[Rows from a dataset of pages and code]:
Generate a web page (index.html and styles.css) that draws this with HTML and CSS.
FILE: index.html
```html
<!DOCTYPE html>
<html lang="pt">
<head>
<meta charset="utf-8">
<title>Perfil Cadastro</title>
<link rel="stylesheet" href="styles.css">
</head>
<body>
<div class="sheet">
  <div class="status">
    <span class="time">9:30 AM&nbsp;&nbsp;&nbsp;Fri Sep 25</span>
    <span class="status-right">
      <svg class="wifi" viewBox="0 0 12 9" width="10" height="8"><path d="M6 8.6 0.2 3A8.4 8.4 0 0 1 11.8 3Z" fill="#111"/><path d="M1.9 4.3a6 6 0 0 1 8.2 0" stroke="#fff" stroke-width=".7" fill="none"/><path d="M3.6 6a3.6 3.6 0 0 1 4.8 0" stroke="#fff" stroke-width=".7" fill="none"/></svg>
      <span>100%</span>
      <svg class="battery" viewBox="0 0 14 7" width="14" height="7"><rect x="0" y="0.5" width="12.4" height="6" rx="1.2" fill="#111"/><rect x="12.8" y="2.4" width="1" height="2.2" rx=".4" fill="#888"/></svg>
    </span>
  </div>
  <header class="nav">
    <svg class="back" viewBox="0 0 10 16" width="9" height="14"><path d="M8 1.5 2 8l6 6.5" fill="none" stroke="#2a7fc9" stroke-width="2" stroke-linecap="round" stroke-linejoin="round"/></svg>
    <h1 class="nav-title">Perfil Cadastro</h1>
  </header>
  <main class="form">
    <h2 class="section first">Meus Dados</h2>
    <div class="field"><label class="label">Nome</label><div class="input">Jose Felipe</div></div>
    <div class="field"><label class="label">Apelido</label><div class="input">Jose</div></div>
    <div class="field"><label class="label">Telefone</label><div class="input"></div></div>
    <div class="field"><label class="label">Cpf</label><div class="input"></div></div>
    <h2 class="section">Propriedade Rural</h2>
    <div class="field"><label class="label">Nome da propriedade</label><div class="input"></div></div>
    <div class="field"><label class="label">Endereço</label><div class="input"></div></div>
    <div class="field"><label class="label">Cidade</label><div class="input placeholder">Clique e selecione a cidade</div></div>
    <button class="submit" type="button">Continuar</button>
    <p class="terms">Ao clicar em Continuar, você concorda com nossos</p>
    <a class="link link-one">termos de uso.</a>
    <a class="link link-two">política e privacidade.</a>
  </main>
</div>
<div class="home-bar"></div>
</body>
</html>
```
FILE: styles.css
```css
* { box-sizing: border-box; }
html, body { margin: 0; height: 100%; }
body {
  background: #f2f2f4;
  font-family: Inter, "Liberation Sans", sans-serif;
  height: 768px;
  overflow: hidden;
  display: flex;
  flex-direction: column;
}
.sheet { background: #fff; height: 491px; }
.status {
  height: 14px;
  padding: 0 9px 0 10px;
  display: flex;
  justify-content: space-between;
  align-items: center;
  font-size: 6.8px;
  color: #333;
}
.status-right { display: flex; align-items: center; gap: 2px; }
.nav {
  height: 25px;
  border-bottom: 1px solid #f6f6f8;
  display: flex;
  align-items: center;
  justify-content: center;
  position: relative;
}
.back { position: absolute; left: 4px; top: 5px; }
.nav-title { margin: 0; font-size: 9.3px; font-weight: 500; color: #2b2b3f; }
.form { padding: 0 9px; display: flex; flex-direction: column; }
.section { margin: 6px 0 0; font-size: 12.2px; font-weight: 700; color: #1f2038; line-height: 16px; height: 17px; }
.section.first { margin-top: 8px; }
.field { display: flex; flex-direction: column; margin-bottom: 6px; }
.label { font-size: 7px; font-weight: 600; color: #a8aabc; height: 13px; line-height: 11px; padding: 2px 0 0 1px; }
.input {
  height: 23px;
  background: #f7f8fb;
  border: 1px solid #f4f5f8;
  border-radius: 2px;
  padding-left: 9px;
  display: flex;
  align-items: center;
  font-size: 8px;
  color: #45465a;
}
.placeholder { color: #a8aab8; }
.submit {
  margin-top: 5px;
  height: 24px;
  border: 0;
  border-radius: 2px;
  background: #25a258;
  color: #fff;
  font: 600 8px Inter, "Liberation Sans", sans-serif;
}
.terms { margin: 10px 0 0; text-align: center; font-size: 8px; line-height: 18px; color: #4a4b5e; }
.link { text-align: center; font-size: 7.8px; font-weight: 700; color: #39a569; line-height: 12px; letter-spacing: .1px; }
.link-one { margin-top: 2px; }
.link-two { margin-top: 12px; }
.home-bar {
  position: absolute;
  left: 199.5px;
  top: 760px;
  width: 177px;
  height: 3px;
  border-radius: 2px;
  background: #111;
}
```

==

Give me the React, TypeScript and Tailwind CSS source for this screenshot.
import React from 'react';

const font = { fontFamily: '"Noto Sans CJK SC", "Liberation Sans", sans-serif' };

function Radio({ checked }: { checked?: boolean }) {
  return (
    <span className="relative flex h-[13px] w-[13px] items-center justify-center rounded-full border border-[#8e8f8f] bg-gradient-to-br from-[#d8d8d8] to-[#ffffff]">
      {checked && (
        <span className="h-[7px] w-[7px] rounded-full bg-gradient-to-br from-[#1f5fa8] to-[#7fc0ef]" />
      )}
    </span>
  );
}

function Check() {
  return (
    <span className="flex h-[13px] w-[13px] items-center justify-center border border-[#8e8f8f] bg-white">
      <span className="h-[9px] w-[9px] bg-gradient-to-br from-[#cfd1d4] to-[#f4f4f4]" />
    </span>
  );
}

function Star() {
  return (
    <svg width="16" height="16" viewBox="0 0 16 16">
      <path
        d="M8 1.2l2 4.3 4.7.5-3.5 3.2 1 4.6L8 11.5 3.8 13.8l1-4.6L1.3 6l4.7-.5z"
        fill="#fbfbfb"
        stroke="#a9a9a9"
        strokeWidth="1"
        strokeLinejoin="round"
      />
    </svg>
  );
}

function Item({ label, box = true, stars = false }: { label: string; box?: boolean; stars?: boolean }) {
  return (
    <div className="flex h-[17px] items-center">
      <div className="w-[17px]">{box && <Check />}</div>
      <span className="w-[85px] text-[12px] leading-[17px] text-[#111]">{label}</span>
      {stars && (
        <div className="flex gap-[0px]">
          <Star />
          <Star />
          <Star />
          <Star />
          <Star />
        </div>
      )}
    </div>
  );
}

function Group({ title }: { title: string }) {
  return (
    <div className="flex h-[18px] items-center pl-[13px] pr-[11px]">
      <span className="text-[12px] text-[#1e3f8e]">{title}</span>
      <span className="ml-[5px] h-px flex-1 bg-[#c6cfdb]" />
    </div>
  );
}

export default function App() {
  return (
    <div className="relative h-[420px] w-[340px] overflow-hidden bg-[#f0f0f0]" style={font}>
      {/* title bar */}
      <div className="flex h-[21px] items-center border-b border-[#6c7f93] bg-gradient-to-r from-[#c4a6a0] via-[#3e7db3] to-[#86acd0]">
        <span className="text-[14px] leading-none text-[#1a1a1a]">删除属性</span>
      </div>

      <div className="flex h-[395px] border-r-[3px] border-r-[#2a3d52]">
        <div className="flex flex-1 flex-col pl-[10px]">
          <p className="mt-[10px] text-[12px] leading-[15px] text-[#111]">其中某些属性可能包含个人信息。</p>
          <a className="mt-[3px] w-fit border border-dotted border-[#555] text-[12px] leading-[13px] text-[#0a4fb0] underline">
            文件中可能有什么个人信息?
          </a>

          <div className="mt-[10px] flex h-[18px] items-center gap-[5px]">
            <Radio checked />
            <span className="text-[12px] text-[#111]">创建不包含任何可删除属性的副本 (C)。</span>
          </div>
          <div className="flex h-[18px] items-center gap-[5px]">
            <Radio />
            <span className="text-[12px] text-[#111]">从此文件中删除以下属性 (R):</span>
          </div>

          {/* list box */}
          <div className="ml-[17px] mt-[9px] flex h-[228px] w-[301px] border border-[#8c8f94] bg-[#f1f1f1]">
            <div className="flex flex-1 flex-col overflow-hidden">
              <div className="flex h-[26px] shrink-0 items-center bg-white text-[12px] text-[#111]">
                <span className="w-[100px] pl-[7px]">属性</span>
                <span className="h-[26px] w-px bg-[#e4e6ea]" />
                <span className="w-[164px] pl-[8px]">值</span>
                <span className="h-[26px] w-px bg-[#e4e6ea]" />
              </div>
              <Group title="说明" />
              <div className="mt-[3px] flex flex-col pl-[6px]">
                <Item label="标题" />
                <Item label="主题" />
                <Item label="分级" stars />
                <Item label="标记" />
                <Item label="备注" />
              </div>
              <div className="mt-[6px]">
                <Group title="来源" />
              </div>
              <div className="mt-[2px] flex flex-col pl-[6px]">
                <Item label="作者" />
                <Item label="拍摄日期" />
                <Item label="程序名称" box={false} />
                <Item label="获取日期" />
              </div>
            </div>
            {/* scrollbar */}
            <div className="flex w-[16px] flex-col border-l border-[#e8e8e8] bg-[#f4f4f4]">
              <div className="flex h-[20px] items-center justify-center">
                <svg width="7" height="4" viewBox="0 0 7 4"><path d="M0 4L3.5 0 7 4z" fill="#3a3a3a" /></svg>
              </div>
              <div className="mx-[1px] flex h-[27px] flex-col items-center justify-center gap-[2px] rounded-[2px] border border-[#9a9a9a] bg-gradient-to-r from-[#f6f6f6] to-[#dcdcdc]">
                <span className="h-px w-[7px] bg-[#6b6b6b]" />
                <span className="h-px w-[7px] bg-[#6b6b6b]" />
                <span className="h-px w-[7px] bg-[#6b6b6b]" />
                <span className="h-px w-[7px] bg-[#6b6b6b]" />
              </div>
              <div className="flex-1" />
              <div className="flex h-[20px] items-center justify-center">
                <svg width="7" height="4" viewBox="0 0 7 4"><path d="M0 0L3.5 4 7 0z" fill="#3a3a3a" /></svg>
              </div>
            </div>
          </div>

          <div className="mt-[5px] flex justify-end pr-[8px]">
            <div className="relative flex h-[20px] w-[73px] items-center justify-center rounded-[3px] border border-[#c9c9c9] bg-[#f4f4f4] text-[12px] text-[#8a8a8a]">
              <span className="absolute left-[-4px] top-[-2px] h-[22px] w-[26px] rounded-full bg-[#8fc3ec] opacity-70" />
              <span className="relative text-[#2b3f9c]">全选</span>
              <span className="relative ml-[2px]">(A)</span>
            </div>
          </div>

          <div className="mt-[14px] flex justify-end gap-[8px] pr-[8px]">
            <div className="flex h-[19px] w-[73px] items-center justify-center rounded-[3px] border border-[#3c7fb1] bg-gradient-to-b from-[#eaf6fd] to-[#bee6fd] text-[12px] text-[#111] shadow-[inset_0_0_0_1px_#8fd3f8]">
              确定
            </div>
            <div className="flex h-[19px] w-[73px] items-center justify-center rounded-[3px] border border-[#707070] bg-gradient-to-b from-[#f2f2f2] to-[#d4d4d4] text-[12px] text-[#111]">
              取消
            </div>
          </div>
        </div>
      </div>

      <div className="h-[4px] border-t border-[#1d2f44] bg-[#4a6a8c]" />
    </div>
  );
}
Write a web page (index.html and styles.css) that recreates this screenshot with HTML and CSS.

[Problem to solve]: Copy out every line in the listing where the word "that" appears.

[The result]:
Generate a web page (index.html and styles.css) that draws this with HTML and CSS.
Write a web page (index.html and styles.css) that recreates this screenshot with HTML and CSS.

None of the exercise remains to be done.